>>>
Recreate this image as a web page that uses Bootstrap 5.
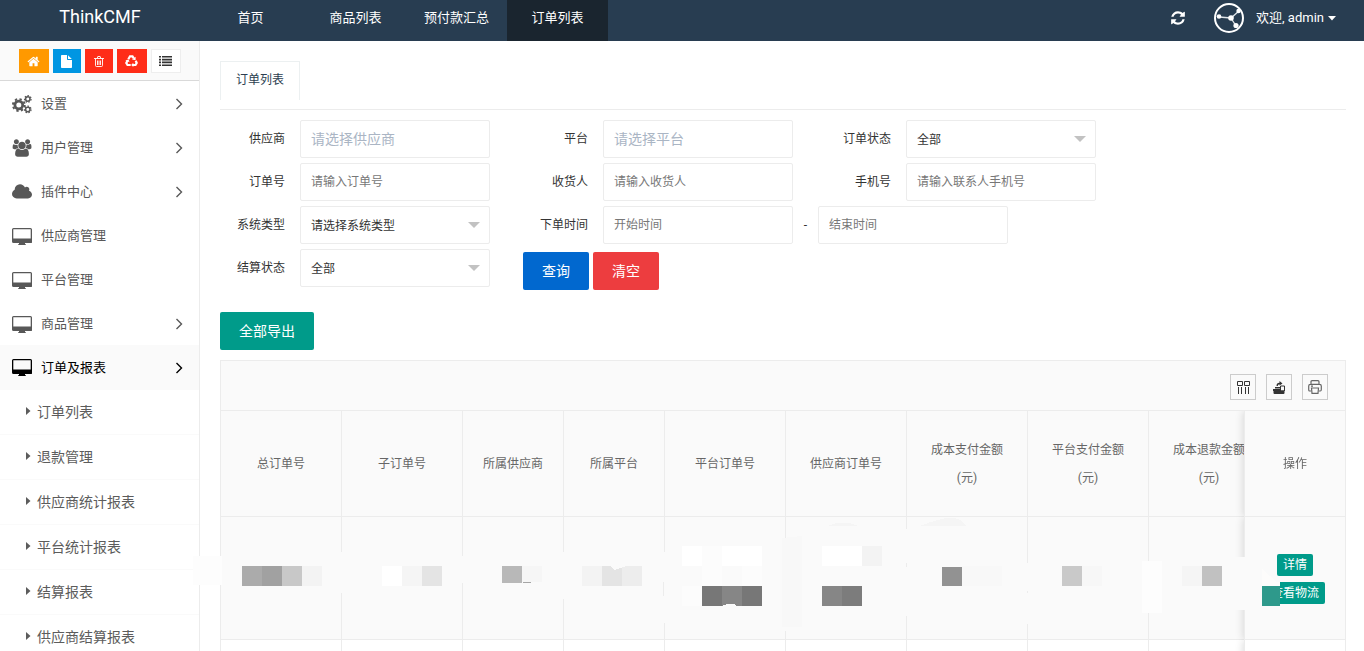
<!DOCTYPE html>
<html lang="zh-CN">
<head>
<meta charset="utf-8">
<meta name="viewport" content="width=device-width, initial-scale=1">
<title>ThinkCMF</title>
<link href="https://cdn.jsdelivr.net/npm/bootstrap@5.3.0/dist/css/bootstrap.min.css" rel="stylesheet">
<style>
  body { font-family: Roboto, "Noto Sans CJK SC", sans-serif; font-size: 13px; color: #333; background: #fff; }
  a { text-decoration: none; }
  svg { display: block; flex: none; }

  .top-bar { background: #283d51; min-height: 41px; flex: none; }
  .top-bar a { color: #fff; }
  .brand-box { width: 200px; font-size: 18px; line-height: 34px; }
  .top-tab { width: 101px; height: 41px; line-height: 36px; text-align: center; }
  .top-tab.active { background: #1a252f; }
  .reload-btn { color: #fff; }
  .user-menu { height: 36px; gap: 12px; padding-right: 28px; }

  .side-bar { width: 200px; flex: none; border-right: 1px solid #ececec; }
  .shortcut-bar { height: 40px; padding-top: 8px; gap: 4px; background: #fafafa; border-bottom: 1px solid #d9d9d9; }
  .shortcut-bar .btn { width: 30px; height: 24px; border-radius: 0; color: #fff; }
  .shortcut-bar .btn.narrow { width: 28px; }
  .sc-orange { background: #ff9900; }
  .sc-blue { background: #0096e2; }
  .sc-red { background: #ff2d18; }
  .shortcut-bar .sc-plain { background: #fff; border: 1px solid #eee; color: #333; }
  .menu-link { height: 44px; padding: 2px 16px 0 12px; gap: 9px; color: #585858; }
  .menu-link.active { height: 45px; padding-top: 0; background: #fafafa; color: #000; }
  .sub-link { height: 45px; padding-left: 26px; gap: 6px; font-size: 14px; color: #5c5c5c; border-bottom: 1px solid #fafafa; }

  .page-main { min-width: 0; padding: 20px 18px 0 20px; font-size: 12px; }
  .page-tabs { height: 49px; border-bottom: 1px solid #ececec; }
  .page-tabs .nav-link, .page-tabs .nav-link.active { height: 39px; padding: 0 15px; line-height: 36px; border: 1px solid #ecf0f1; border-bottom: 0; border-radius: 0; color: #2c3e50; background: #fff; }
  .filters { padding-top: 10px; }
  .filter-row { column-gap: 33px; margin-bottom: 5px; }
  .field-label { width: 80px; padding-right: 15px; text-align: right; color: #333; }
  .field-box, .field-box:focus { width: 190px; height: 38px; padding: 0 10px; font-size: 12px; color: #333; border: 1px solid #ececec; border-radius: 2px; background-color: #fff; box-shadow: none; }
  .field-box::placeholder { color: #777; opacity: 1; }
  .field-box.picker { font-size: 14px; }
  .field-box.picker::placeholder { color: #aab5c4; }
  select.field-box { padding-top: 2px; background-image: url("data:image/svg+xml,%3Csvg xmlns='http://www.w3.org/2000/svg' viewBox='0 0 12 6'%3E%3Cpath d='M0 0h12L6 6z' fill='%23c2c2c2'/%3E%3C/svg%3E"); background-size: 12px 6px; background-position: right 9px center; }
  .range-dash { width: 25px; text-align: center; }
  .act-btn, .act-btn:hover { height: 38px; padding: 0 19px; font-size: 14px; line-height: 38px; color: #fff; border: 0; border-radius: 2px; }
  .act-btn.short-btn { padding: 0; width: 66px; }
  .search-acts { padding-top: 3px; }
  .bg-query, .bg-query:hover { background: #0168cf; }
  .bg-clear, .bg-clear:hover { background: #ed3d3f; }
  .bg-teal, .bg-teal:hover { background: #009b8a; }
  .export-btn { margin-top: 17px; }

  .grid-panel { margin-top: 10px; border: 1px solid #ececec; border-bottom: 0; }
  .grid-tools { height: 50px; padding: 2px 17px 0 0; gap: 10px; background: #fafafa; border-bottom: 1px solid #ececec; }
  .grid-tools .btn { width: 26px; height: 26px; border: 1px solid #ccc; border-radius: 0; color: #333; }
  .order-table { min-width: 1150px; table-layout: fixed; border-collapse: separate; border-spacing: 0; color: #666; text-align: center; }
  .order-table th, .order-table td { padding: 0; font-weight: 400; line-height: 28px; vertical-align: middle; background: #fafafa; border-right: 1px solid #ececec; border-bottom: 1px solid #ececec; }
  .order-table thead th { height: 106px; }
  .order-table td { height: 123px; }
  .order-table .plain-row td { height: 60px; background: #fff; }
  .w-wide { width: 121px; }
  .w-mid { width: 101px; }
  .order-table .pinned { position: sticky; right: 0; border-left: 1px solid #ececec; border-right: 0; box-shadow: -1px 0 8px rgba(0,0,0,.14); clip-path: inset(0 0 0 -12px); }
  .row-acts { gap: 6px; padding-top: 2px; }
  .row-btn, .row-btn:hover { height: 22px; padding: 0 6px; font-size: 12px; line-height: 22px; color: #fff; border: 0; border-radius: 2px; }
  .redaction { position: absolute; left: 0; top: 0; width: 100%; height: 280px; overflow: visible; pointer-events: none; z-index: 2; }
</style>
</head>
<body>
<svg width="0" height="0" class="position-absolute" aria-hidden="true">
  <symbol id="i-desktop" viewBox="0 0 20 17"><path fill="currentColor" fill-rule="evenodd" d="M1.500 0h17Q20 0 20 1.500v13Q20 15 18.500 15H13v1q1 0 1 1H6q0-1 1-1v-1H1.500Q0 15 0 13.500v-12Q0 0 1.500 0zM1.300 1.300v9.200h17.400V1.300z"/></symbol>
  <symbol id="i-chev" viewBox="0 0 8 12"><path d="M1.500 1l5 5-5 5" fill="none" stroke="currentColor" stroke-width="1.400"/></symbol>
  <symbol id="i-tri" viewBox="0 0 5 10"><path d="M0 0l4.500 4L0 8z" fill="currentColor"/></symbol>
</svg>

<div class="vh-100 d-flex flex-column overflow-hidden">
  <header class="top-bar d-flex">
    <a class="brand-box text-center" href="#">ThinkCMF</a>
    <nav class="d-flex flex-grow-1">
      <a class="top-tab me-1" href="#">首页</a>
      <a class="top-tab" href="#">商品列表</a>
      <a class="top-tab" href="#">预付款汇总</a>
      <a class="top-tab active" href="#">订单列表</a>
    </nav>
    <div class="user-menu d-flex align-items-center">
      <button type="button" class="btn p-0 border-0 reload-btn me-3" aria-label="刷新">
        <svg width="16" height="16" viewBox="0 0 1792 1792" fill="currentColor"><path d="M1639 1056q0 5-1 7-64 268-268 434.500t-478 166.500q-146 0-282.500-55t-243.500-157l-129 129q-19 19-45 19t-45-19-19-45v-448q0-26 19-45t45-19h448q26 0 45 19t19 45-19 45l-137 137q71 66 161 102t187 36q134 0 250-65t186-179q11-17 53-117 8-23 30-23h192q13 0 22.500 9.500t9.500 22.500zm25-800v448q0 26-19 45t-45 19h-448q-26 0-45-19t-19-45 19-45l138-138q-148-137-349-137-134 0-250 65t-186 179q-11 17-53 117-8 23-30 23h-199q-13 0-22.500-9.500t-9.500-22.500v-7q65-268 270-434.500t480-166.500q146 0 284 55.500t245 156.500l130-129q19-19 45-19t45 19 19 45z"/></svg>
      </button>
      <a href="#" class="d-flex align-items-center gap-1">
        <svg class="me-2" width="30" height="30" viewBox="0 0 30 30"><circle cx="15" cy="15" r="14" fill="none" stroke="#fff" stroke-width="2"/><path d="M5 14l12 1 8-7M17 15l5 8" fill="none" stroke="#dfe4e8" stroke-width="1.400"/><g fill="#fff"><circle cx="5" cy="13.500" r="2.300"/><circle cx="17" cy="15" r="2.800"/><circle cx="24.500" cy="8" r="2.200"/><circle cx="22" cy="22.500" r="2.600"/></g></svg>
        <span>欢迎, admin</span>
        <svg width="8" height="5" viewBox="0 0 8 5"><path d="M0 0h8L4 4.500z" fill="#fff"/></svg>
      </a>
    </div>
  </header>

  <div class="d-flex flex-grow-1 overflow-hidden">
    <aside class="side-bar overflow-hidden">
      <div class="shortcut-bar d-flex justify-content-center align-items-start">
        <button type="button" class="btn p-0 sc-orange d-flex align-items-center justify-content-center" aria-label="首页"><svg width="13" height="13" viewBox="0 0 1792 1792" fill="currentColor"><path d="M1472 992v480q0 26-19 45t-45 19h-384v-384h-256v384h-384q-26 0-45-19t-19-45v-480q0-1 .5-3t.5-3l575-474 575 474q1 2 1 6zm223-69l-62 74q-8 9-21 11h-3q-13 0-21-7l-692-577-692 577q-12 8-24 7-13-2-21-11l-62-74q-8-10-7-23.500t11-21.500l719-599q32-26 76-26t76 26l244 204v-195q0-14 9-23t23-9h192q14 0 23 9t9 23v408l219 182q10 8 11 21.500t-7 23.500z"/></svg></button>
        <button type="button" class="btn p-0 sc-blue narrow d-flex align-items-center justify-content-center" aria-label="文件"><svg width="11" height="13" viewBox="0 0 11 13" fill="currentColor"><path d="M.8 0H6v4.200q0 .8.800.8H11v7.200q0 .8-.8.800H.8q-.8 0-.8-.8V.8Q0 0 .8 0zM7 .2L10.800 4H7z"/></svg></button>
        <button type="button" class="btn p-0 sc-red narrow d-flex align-items-center justify-content-center" aria-label="删除"><svg width="10" height="11" viewBox="0 0 10 11" fill="none" stroke="currentColor"><path d="M0 2.500h10M3.300 2.300L3.800.5h2.400l.5 1.800M1.500 2.500v7q0 1 1 1h5q1 0 1-1v-7M3.500 4.500V9M5 4.500V9M6.500 4.500V9" stroke-width=".9"/></svg></button>
        <button type="button" class="btn p-0 sc-red d-flex align-items-center justify-content-center" aria-label="清理"><svg width="13" height="12" viewBox="0 0 13 12"><g fill="none" stroke="currentColor" stroke-width="2.200"><path d="M3.300 4.200L5 1.300h2.500l1.300 2"/><path d="M10.700 5.800l1 2.200-1.200 2H8"/><path d="M5.700 10H2.500L1.300 8l1.200-2.200"/></g><path fill="currentColor" d="M10.600 1.800v3.400l-3.600-.7zM8.300 7.800V12L6.200 9.900zM.3 5.300l3.300-.7L4.500 7.300z"/></svg></button>
        <button type="button" class="btn p-0 sc-plain d-flex align-items-center justify-content-center" aria-label="列表"><svg width="13" height="10" viewBox="0 0 13 10" fill="currentColor"><path d="M0 0h2v1.600H0zM3 0h10v1.600H3zM0 2.800h2v1.600H0zM3 2.800h10v1.600H3zM0 5.600h2v1.600H0zM3 5.600h10v1.600H3zM0 8.400h2V10H0zM3 8.400h10V10H3z"/></svg></button>
      </div>
      <nav>
        <a class="menu-link d-flex align-items-center" href="#"><svg width="20" height="20" viewBox="0 0 20 20" fill="none" stroke="currentColor"><circle cx="6.800" cy="11" r="3.900" stroke-width="2.800"/><circle cx="6.800" cy="11" r="5.900" stroke-width="2" stroke-dasharray="2.300 2.330"/><circle cx="15.800" cy="5" r="2.200" stroke-width="1.500"/><circle cx="15.800" cy="5" r="3.300" stroke-width="1.200" stroke-dasharray="1.500 1.460"/><circle cx="15.800" cy="15.500" r="2.200" stroke-width="1.500"/><circle cx="15.800" cy="15.500" r="3.300" stroke-width="1.200" stroke-dasharray="1.500 1.460"/></svg><span class="flex-grow-1">设置</span><svg width="8" height="12"><use href="#i-chev"/></svg></a>
        <a class="menu-link d-flex align-items-center" href="#"><svg width="20" height="18" viewBox="0 0 2048 1792" fill="currentColor"><path d="M657 896q-162 5-265 128h-134q-82 0-138-40.500t-56-118.500q0-353 124-353 6 0 43.500 21t97.500 42.500 119 21.500q67 0 133-23-5 37-5 66 0 159 93 293zm1071 637q0 120-73 189.500t-194 69.500h-874q-121 0-194-69.500t-73-189.500q0-53 3.500-103.500t14-109 26.500-108.500 43-97.500 62-81 85.500-53.500 111.500-20q10 0 43 21.500t73 48 107 48 135 21.500 135-21.500 107-48 73-48 43-21.500q61 0 111.500 20t85.500 53.500 62 81 43 97.500 26.500 108.500 14 109 3.500 103.500zm-1024-1277q0 106-75 181t-181 75-181-75-75-181 75-181 181-75 181 75 75 181zm704 384q0 159-112.500 271.500t-271.500 112.500-271.500-112.500-112.500-271.500 112.500-271.500 271.500-112.500 271.500 112.500 112.500 271.500zm576 225q0 78-56 118.500t-138 40.500h-134q-103-123-265-128 93-134 93-293 0-29-5-66 66 23 133 23 59 0 119-21.500t97.500-42.500 43.500-21q124 0 124 353zm-128-609q0 106-75 181t-181 75-181-75-75-181 75-181 181-75 181 75 75 181z"/></svg><span class="flex-grow-1">用户管理</span><svg width="8" height="12"><use href="#i-chev"/></svg></a>
        <a class="menu-link d-flex align-items-center" href="#"><svg width="20" height="18" viewBox="64 0 1920 1792" preserveAspectRatio="none" fill="currentColor"><path d="M1984 1152q0 159-112.500 271.500t-271.500 112.500h-1088q-185 0-316.500-131.500t-131.500-316.500q0-132 71-241.500t187-163.500q-2-28-2-43 0-212 150-362t362-150q158 0 286.500 88t187.500 230q70-62 166-62 106 0 181 75t75 181q0 75-41 138 129 30 213 134.500t84 239.500z"/></svg><span class="flex-grow-1">插件中心</span><svg width="8" height="12"><use href="#i-chev"/></svg></a>
        <a class="menu-link d-flex align-items-center" href="#"><svg width="20" height="17"><use href="#i-desktop"/></svg><span>供应商管理</span></a>
        <a class="menu-link d-flex align-items-center" href="#"><svg width="20" height="17"><use href="#i-desktop"/></svg><span>平台管理</span></a>
        <a class="menu-link d-flex align-items-center" href="#"><svg width="20" height="17"><use href="#i-desktop"/></svg><span class="flex-grow-1">商品管理</span><svg width="8" height="12"><use href="#i-chev"/></svg></a>
        <a class="menu-link active d-flex align-items-center" href="#"><svg width="20" height="17"><use href="#i-desktop"/></svg><span class="flex-grow-1">订单及报表</span><svg width="8" height="12"><use href="#i-chev"/></svg></a>
        <a class="sub-link d-flex align-items-center" href="#"><svg width="5" height="10"><use href="#i-tri"/></svg>订单列表</a>
        <a class="sub-link d-flex align-items-center" href="#"><svg width="5" height="10"><use href="#i-tri"/></svg>退款管理</a>
        <a class="sub-link d-flex align-items-center" href="#"><svg width="5" height="10"><use href="#i-tri"/></svg>供应商统计报表</a>
        <a class="sub-link d-flex align-items-center" href="#"><svg width="5" height="10"><use href="#i-tri"/></svg>平台统计报表</a>
        <a class="sub-link d-flex align-items-center" href="#"><svg width="5" height="10"><use href="#i-tri"/></svg>结算报表</a>
        <a class="sub-link d-flex align-items-center" href="#"><svg width="5" height="10"><use href="#i-tri"/></svg>供应商结算报表</a>
      </nav>
    </aside>

    <main class="page-main flex-grow-1">
      <div class="page-tabs nav nav-tabs border-top-0 border-start-0 border-end-0"><a class="nav-link active" href="#">订单列表</a></div>

      <form class="filters">
        <div class="filter-row d-flex">
          <div class="d-flex align-items-center"><label class="field-label" for="f1">供应商</label><input id="f1" class="form-control field-box picker" placeholder="请选择供应商"></div>
          <div class="d-flex align-items-center"><label class="field-label" for="f2">平台</label><input id="f2" class="form-control field-box picker" placeholder="请选择平台"></div>
          <div class="d-flex align-items-center"><label class="field-label" for="f3">订单状态</label><select id="f3" class="form-select field-box"><option>全部</option></select></div>
        </div>
        <div class="filter-row d-flex">
          <div class="d-flex align-items-center"><label class="field-label" for="f4">订单号</label><input id="f4" class="form-control field-box" placeholder="请输入订单号"></div>
          <div class="d-flex align-items-center"><label class="field-label" for="f5">收货人</label><input id="f5" class="form-control field-box" placeholder="请输入收货人"></div>
          <div class="d-flex align-items-center"><label class="field-label" for="f6">手机号</label><input id="f6" class="form-control field-box" placeholder="请输入联系人手机号"></div>
        </div>
        <div class="filter-row d-flex">
          <div class="d-flex align-items-center"><label class="field-label" for="f7">系统类型</label><select id="f7" class="form-select field-box"><option>请选择系统类型</option></select></div>
          <div class="d-flex align-items-center"><label class="field-label" for="f8">下单时间</label><input id="f8" class="form-control field-box" placeholder="开始时间"><span class="range-dash">-</span><input class="form-control field-box" aria-label="结束时间" placeholder="结束时间"></div>
        </div>
        <div class="filter-row d-flex align-items-start">
          <div class="d-flex align-items-center"><label class="field-label" for="f9">结算状态</label><select id="f9" class="form-select field-box"><option>全部</option></select></div>
          <div class="search-acts d-flex gap-1"><button type="button" class="btn act-btn short-btn bg-query">查询</button><button type="button" class="btn act-btn short-btn bg-clear">清空</button></div>
        </div>
      </form>

      <button type="button" class="btn act-btn bg-teal export-btn">全部导出</button>

      <section class="grid-panel position-relative">
        <div class="grid-tools d-flex align-items-center justify-content-end">
          <button type="button" class="btn p-0 d-flex align-items-center justify-content-center" aria-label="筛选列"><svg width="14" height="14" viewBox="0 0 14 14" fill="none" stroke="currentColor"><path d="M1.500 1.500h5v4h-5zM8.500 1.500h5v4h-5zM2.500 7v7M5.500 7v7M9.500 7v7M12.500 7v7"/></svg></button>
          <button type="button" class="btn p-0 d-flex align-items-center justify-content-center" aria-label="导出"><svg width="14" height="14" viewBox="0 0 14 14" fill="currentColor"><path d="M1.500 10.500h11V13q0 1-1 1h-9q-1 0-1-1zM1 9h8v1.200h4V11H1zM3 7h5v1.500H3z"/><path d="M8.500 9.500V6h4v5" fill="none" stroke="currentColor"/><path d="M4.500 6Q4.500 2.800 7.500 2.800V1l3 2.500-3 2V4.200Q5.800 4.200 5.800 6z"/></svg></button>
          <button type="button" class="btn p-0 d-flex align-items-center justify-content-center" aria-label="打印"><svg width="14" height="14" viewBox="0 0 14 14" fill="none" stroke="#666" stroke-width="1.200"><path d="M3 4V1.700Q3 .7 4 .7h6q1 0 1 1V4M3 11H1.700Q.7 11 .7 9.500V6Q.7 4.300 2.500 4.300h9q1.800 0 1.800 1.700v3.500q0 1.500-1 1.500H11M3.500 8h7l-.5 5.300H4zM3 6.200h2"/></svg></button>
        </div>
        <div class="overflow-hidden">
          <table class="order-table w-100">
            <colgroup><col class="w-wide"><col class="w-wide"><col class="w-mid"><col class="w-mid"><col class="w-wide"><col class="w-wide"><col class="w-wide"><col class="w-wide"><col class="w-wide"><col class="w-mid"></colgroup>
            <thead><tr>
              <th>总订单号</th><th>子订单号</th><th>所属供应商</th><th>所属平台</th><th>平台订单号</th><th>供应商订单号</th><th>成本支付金额<br>(元)</th><th>平台支付金额<br>(元)</th><th>成本退款金额<br>(元)</th><th class="pinned">操作</th>
            </tr></thead>
            <tbody>
              <tr><td></td><td></td><td></td><td></td><td></td><td></td><td></td><td></td><td></td>
                <td class="pinned"><div class="row-acts d-flex flex-column align-items-center"><button type="button" class="btn row-btn bg-teal">详情</button><button type="button" class="btn row-btn bg-teal">查看物流</button></div></td></tr>
              <tr class="plain-row"><td></td><td></td><td></td><td></td><td></td><td></td><td></td><td></td><td></td><td class="pinned"></td></tr>
            </tbody>
          </table>
        </div>
        <!-- order values are masked with mosaic blocks -->
        <svg class="redaction" aria-hidden="true" shape-rendering="crispEdges">
          <g fill="#fafafa"><path d="M115 191h12v41h-12zM236 195h12v27h-12zM337 191h12v47h-12zM438 191h12v71h-12zM559 177h12v93h-12zM680 168h12v87h-12zM801 202h12v61h-12zM1014 196h10v53h-10z"/></g>
          <g fill="#fdfdfd"><path d="M-28 195h9v29h-9zM-19 195h20v29h-20zM921 200h20v52h-20z"/></g>
          <path fill="#ececec" d="M442 221h1v14h-1zM685 202h1v4h-1zM806 230h1v2h-1z"/>
          <path fill="#f8f8f8" d="M561 177l20-2v91h-20z"/>
          <path fill="#f5f5f5" d="M607 165q15-7 30 0zM699 165q20-8 30-8 12 0 16 8z"/>
          <path fill="#ababab" d="M21 205h20v20H21z"/><path fill="#a1a1a1" d="M41 205h20v20H41z"/><path fill="#c8c8c8" d="M61 205h20v20H61z"/><path fill="#f3f3f3" d="M81 205h20v20H81z"/>
          <path fill="#fff" d="M161 205h20v20h-20z"/><path fill="#f5f5f5" d="M181 205h20v20h-20z"/><path fill="#e4e4e4" d="M201 205h20v20h-20z"/>
          <path fill="#b8b8b8" d="M281 205h20v17h-20z"/><path fill="#f6f6f6" d="M301 205h20v16h-20z"/><path fill="#a5a5a5" d="M302 221h8v1h-8z"/>
          <path fill="#f3f3f3" d="M361 205h20v20h-20z"/><path fill="#e4e4e4" d="M381 205h20v20h-20z"/><path fill="#ededed" d="M401 205h20v20h-20z"/><path fill="#fafafa" d="M389 205h16l-11 4z"/>
          <path fill="#fff" d="M461 185h20v20h-20zM501 185h40v20h-40z"/><path fill="#fcfcfc" d="M481 185h20v20h-20zM481 205h20v20h-20zM521 205h20v20h-20zM461 225h20v20h-20z"/>
          <path fill="#777" d="M481 225h20v20h-20zM521 225h20v20h-20z"/><path fill="#868686" d="M501 225h20v20h-20z"/><path fill="#fafafa" d="M501 245q2-2 12-2l3 2z"/>
          <path fill="#fff" d="M601 185h40v20h-40z"/><path fill="#f3f3f3" d="M641 185h20v20h-20z"/><path fill="#868686" d="M601 225h20v20h-20z"/><path fill="#7c7c7c" d="M621 225h20v20h-20z"/>
          <path fill="#929292" d="M721 206h20v19h-20z"/><path fill="#f8f8f8" d="M741 205h40v20h-40z"/>
          <path fill="#c9c9c9" d="M841 205h20v20h-20z"/><path fill="#f7f7f7" d="M861 205h20v20h-20z"/>
          <path fill="#f5f5f5" d="M961 205h20v20h-20z"/><path fill="#c1c1c1" d="M981 205h20v20h-20z"/>
          <path fill="#fdfcfb" d="M1041 208l15 13h3v4h-18z"/><path fill="#2e998b" d="M1041 225h18v20h-18z"/>
        </svg>
      </section>
    </main>
  </div>
</div>
<script src="https://cdn.jsdelivr.net/npm/bootstrap@5.3.0/dist/js/bootstrap.bundle.min.js"></script>
</body>
</html>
<<<
Take every line above carrying "page" and return it.

Recreate this image as a web page that uses Bootstrap 5.
  .page-main { min-width: 0; padding: 20px 18px 0 20px; font-size: 12px; }
  .page-tabs { height: 49px; border-bottom: 1px solid #ececec; }
  .page-tabs .nav-link, .page-tabs .nav-link.active { height: 39px; padding: 0 15px; line-height: 36px; border: 1px solid #ecf0f1; border-bottom: 0; border-radius: 0; color: #2c3e50; background: #fff; }
    <main class="page-main flex-grow-1">
      <div class="page-tabs nav nav-tabs border-top-0 border-start-0 border-end-0"><a class="nav-link active" href="#">订单列表</a></div>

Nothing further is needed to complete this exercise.